How to Extract UTM Parameters in GA4 BigQuery: 3 Methods (and Which to Use When)
If you're working with GA4 data in BigQuery, you've come across URLs with query parameters, UTM tags like utm_source and utm_medium, click IDs like gclid, plus all the custom parameters your marketing team has invented over the years. Pulling them out cleanly is one of those tasks that looks simple, then quietly turns into a regex headache.
The good news: as of early 2024, the typical case got much easier. GA4 added a collected_traffic_source struct to its BigQuery export that gives you UTM values already parsed, per event, with no regex needed.

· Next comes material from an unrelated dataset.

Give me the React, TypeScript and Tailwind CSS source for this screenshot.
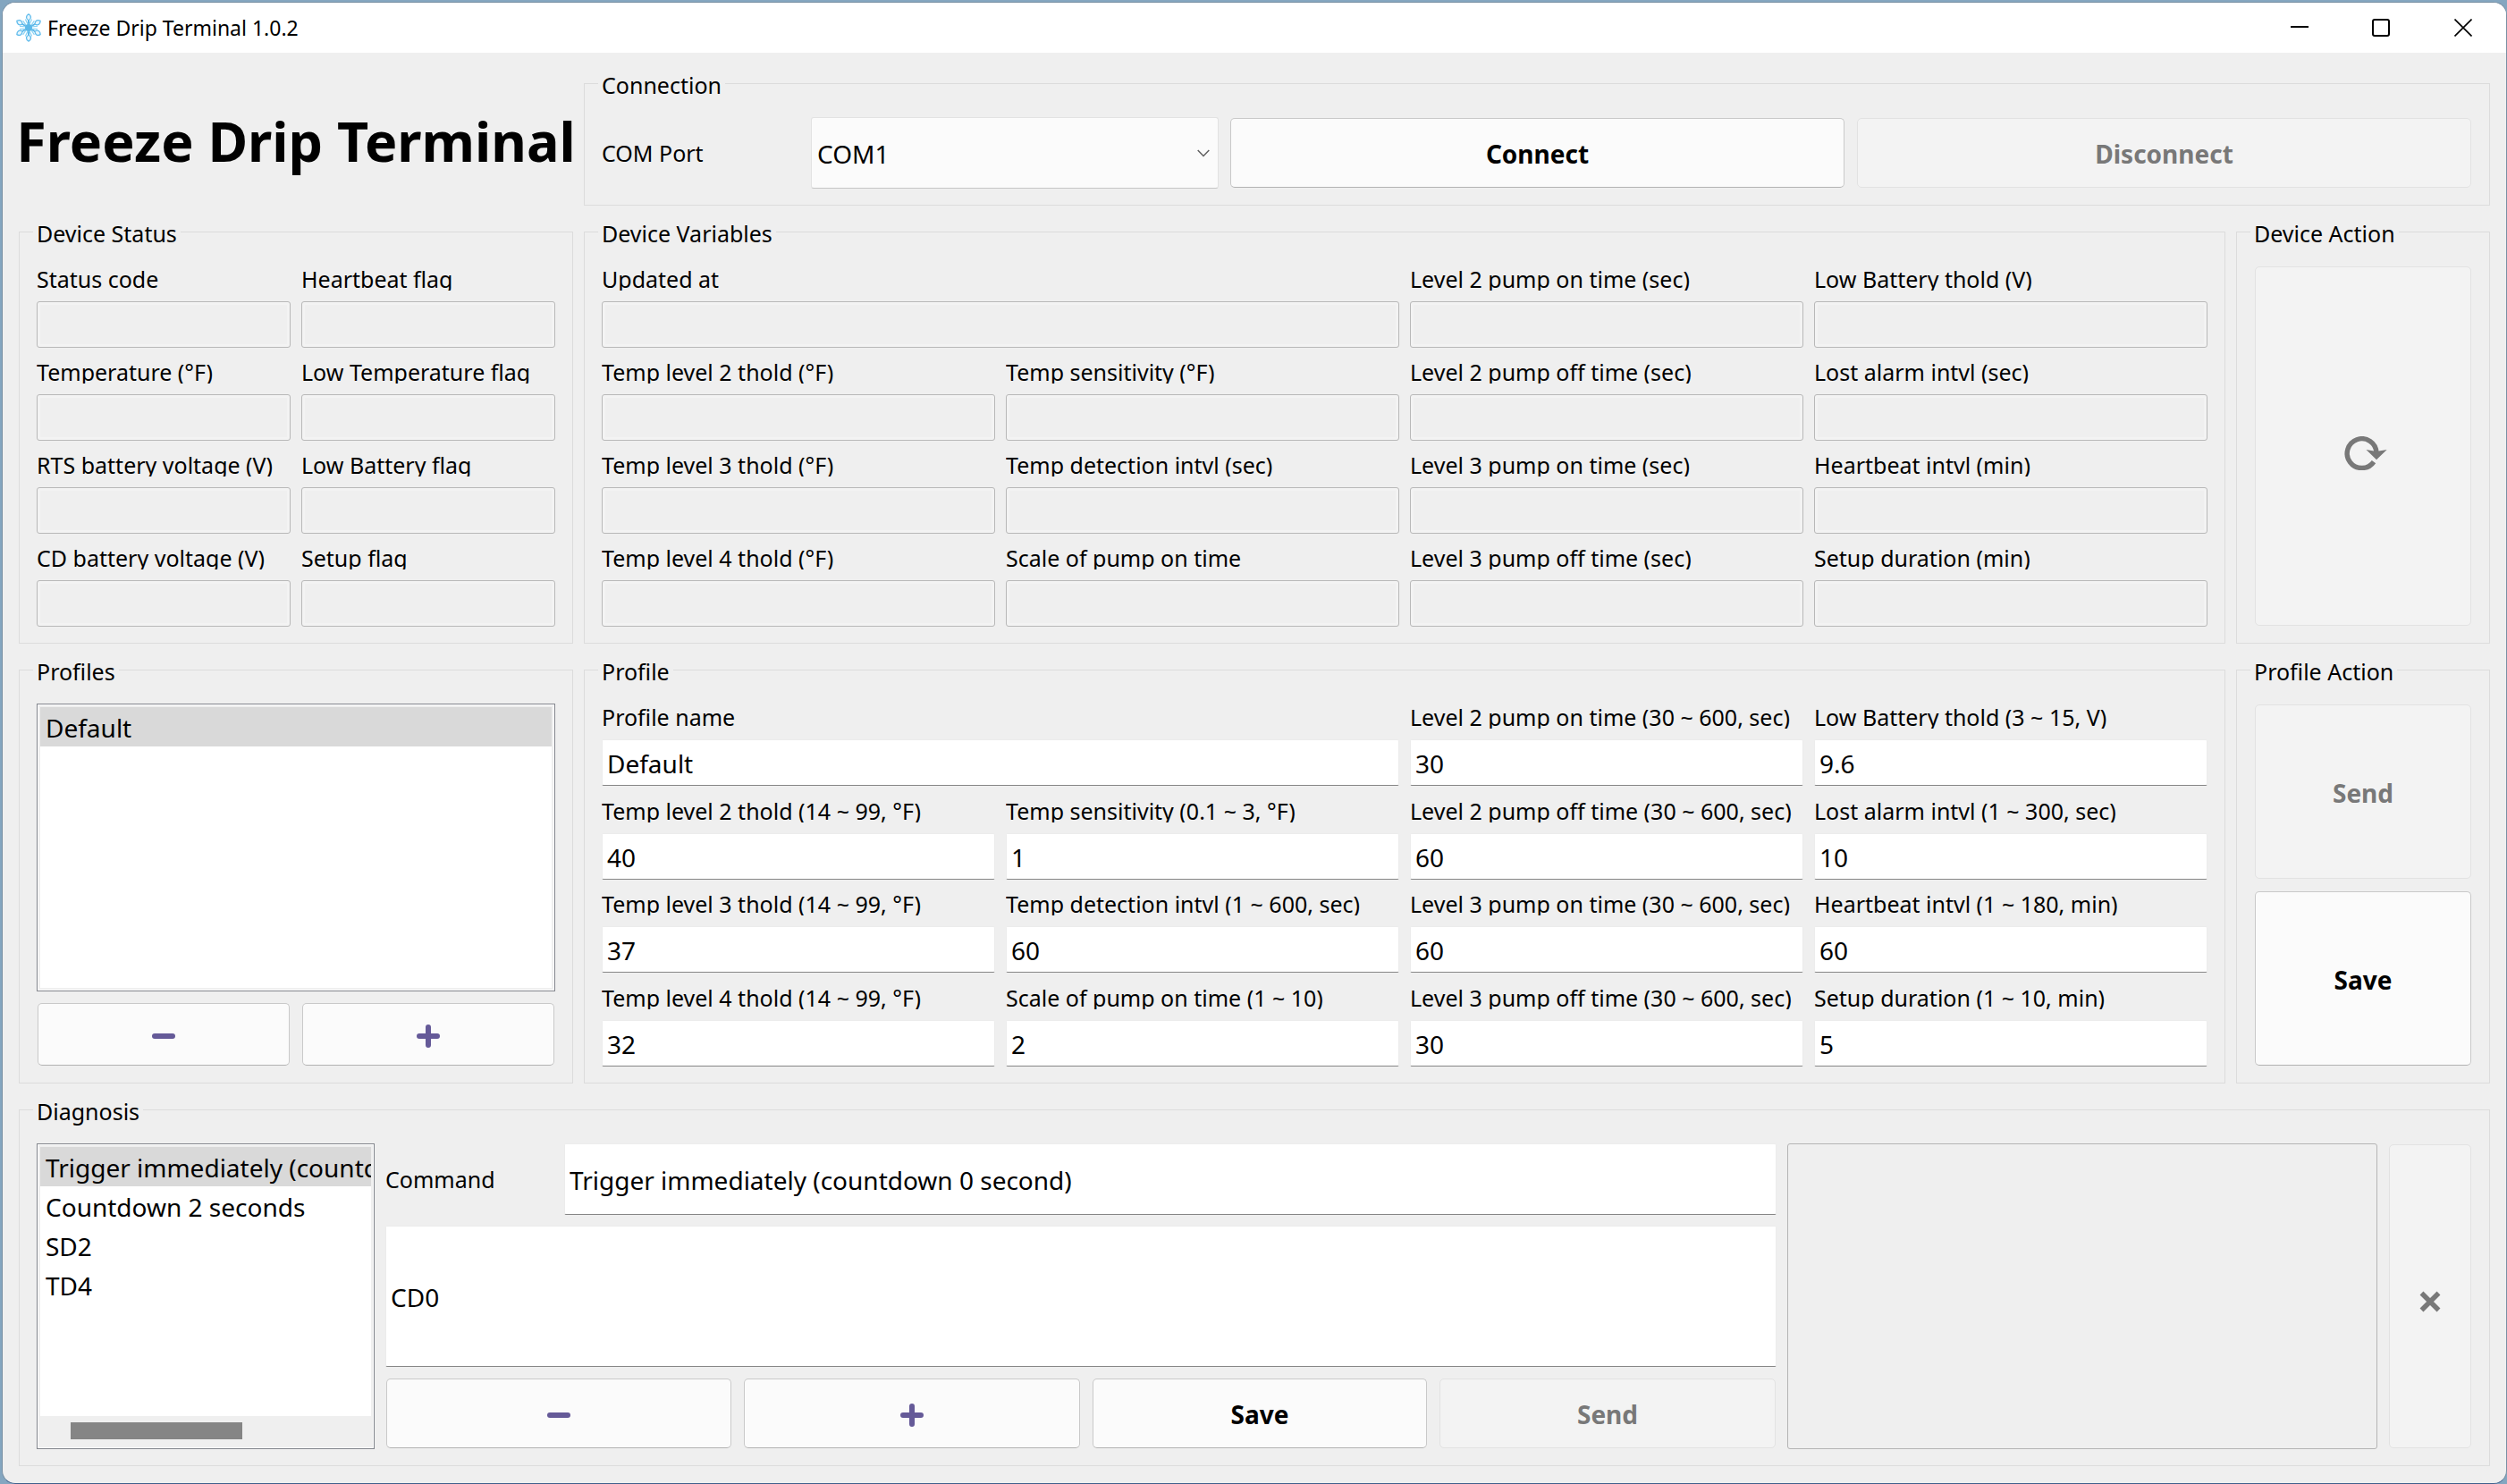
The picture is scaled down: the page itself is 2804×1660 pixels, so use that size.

The interesting bit: you still need the older methods for non-standard parameters, custom query strings, historic data from before 2024, or when you want to extract something collected_traffic_source doesn't cover.
This post covers all three approaches, the modern way first, then the regex method for single parameters, then the array method for multiple or unknown ones. Plus the gotchas that catch most people out.
Why query parameters still matter
A quick reminder of what these are for:
Campaign attribution — utm_source and utm_campaign tie sessions back to where you actually spent the money
Audience segmentation — separate paid social from organic, email from referral, by their entry point
Content performance — see which landing page or content piece each visitor came from
Click IDs — gclid, fbclid, msclkid, ttclid, li_fat_id connect ad clicks to platform-specific reporting and unlock closed-loop attribution
Once these are in their own columns in BigQuery, you can join them to revenue, build proper attribution models, and stop guessing.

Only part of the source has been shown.